With a relatively recent UK office opening in 2012, to support some US clients with UK transactions, it then focused on new business in the country, which Royer heads up. The funder specialises in leasing transactions where it will offer a “junior position” to a bank asset finance transaction, in order to secure the residual value in the equipment being supplied. It has a “sweet spot” for transactions between £500,000 and £5m, although it can be flexible, depending on the transaction.

“Our offering in the UK thus far has been more of a niche product that we ally with banks and financial institutions to provide residual investments into transactions,” Royer explains. “If we are working with a bank, our position, if you like, is junior to that of the funding bank. We also add an element of credit enhancement to the transaction,” Royer continues.
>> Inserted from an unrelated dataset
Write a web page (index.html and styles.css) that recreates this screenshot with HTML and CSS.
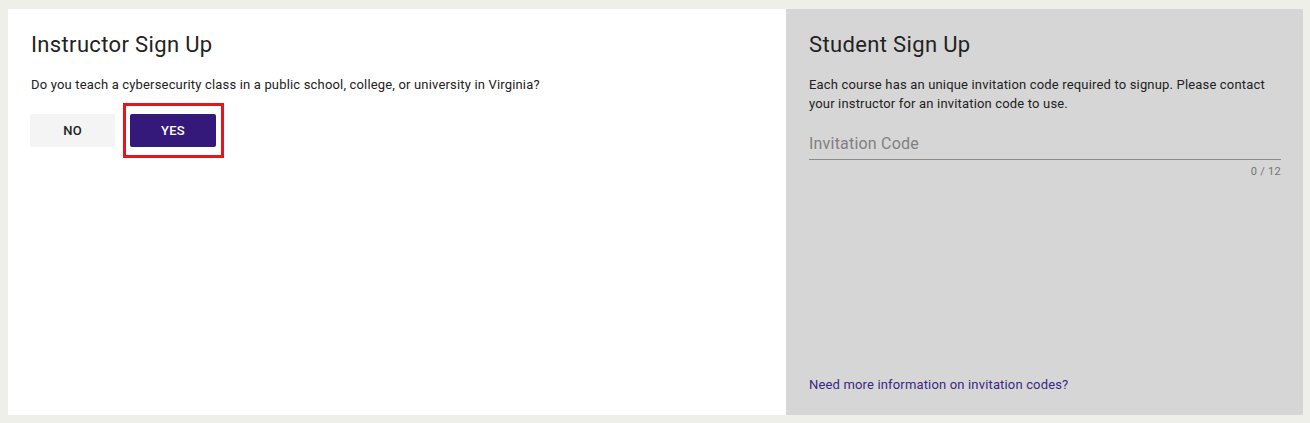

“We tend to work with banks in the UK more collaboratively than we do in the US. US banks are both funding sources for us and our direct competitors, whereas in the UK banks are not a direct competitor to us. “When we look at residual positions, we take that residual piece and we treat it as equity. It’s the riskier part of the transaction, and so we price it differently.”

Royer says the business considers its residual value positions in collaborative funding as equity, and that will extend to the way it enters transactions with banks. “When we are working with a bank, we pay cash when we put equity into the transaction, as opposed to a guarantee or a residual value guarantee-type product, where there is still a balance-sheet risk on the counterparty at the end of the period,” Royer explains.

Royer believes future growth in the market is open to more courageous risk evaluation and arbitrage. “We are keen to write business in the UK; we are not seeing any limits on it. We live in an entirely dynamic world at the moment; uncertainty tends to breed opportunity, so it comes down to risk arbitrage.”